WHAT YOU NEED TO DO
Without the pictures, output the records below word for word.

--- DATA EXTRACT ---

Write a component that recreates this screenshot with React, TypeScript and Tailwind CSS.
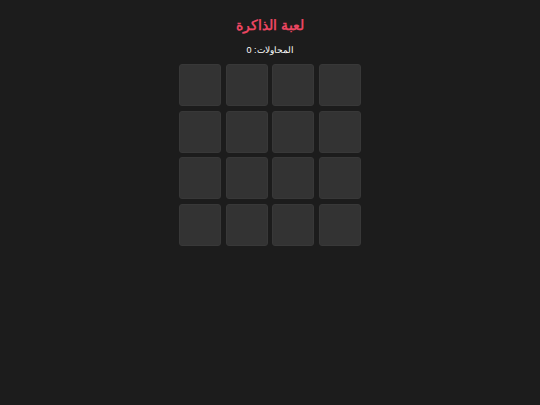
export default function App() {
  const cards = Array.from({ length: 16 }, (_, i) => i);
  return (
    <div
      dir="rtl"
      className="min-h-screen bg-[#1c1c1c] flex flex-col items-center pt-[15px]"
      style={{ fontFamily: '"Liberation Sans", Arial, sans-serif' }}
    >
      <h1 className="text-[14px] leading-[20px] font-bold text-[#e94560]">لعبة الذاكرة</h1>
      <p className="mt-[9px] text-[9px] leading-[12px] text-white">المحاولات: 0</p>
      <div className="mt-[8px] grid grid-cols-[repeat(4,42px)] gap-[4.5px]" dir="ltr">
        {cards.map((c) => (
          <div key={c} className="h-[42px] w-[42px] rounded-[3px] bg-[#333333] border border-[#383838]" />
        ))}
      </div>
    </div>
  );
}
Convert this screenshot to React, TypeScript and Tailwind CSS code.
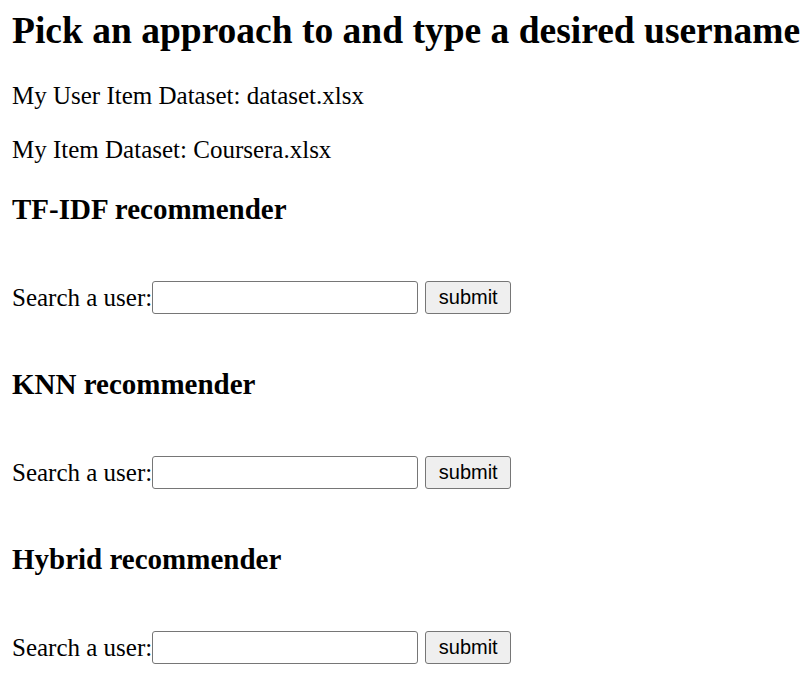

---

WRITTEN SOLUTION
Write a component that recreates this screenshot with React, TypeScript and Tailwind CSS.
export default function App() {
  const cards = Array.from({ length: 16 }, (_, i) => i);
  return (
    <div
      dir="rtl"
      className="min-h-screen bg-[#1c1c1c] flex flex-col items-center pt-[15px]"
      style={{ fontFamily: '"Liberation Sans", Arial, sans-serif' }}
    >
      <h1 className="text-[14px] leading-[20px] font-bold text-[#e94560]">لعبة الذاكرة</h1>
      <p className="mt-[9px] text-[9px] leading-[12px] text-white">المحاولات: 0</p>
      <div className="mt-[8px] grid grid-cols-[repeat(4,42px)] gap-[4.5px]" dir="ltr">
        {cards.map((c) => (
          <div key={c} className="h-[42px] w-[42px] rounded-[3px] bg-[#333333] border border-[#383838]" />
        ))}
      </div>
    </div>
  );
}
Convert this screenshot to React, TypeScript and Tailwind CSS code.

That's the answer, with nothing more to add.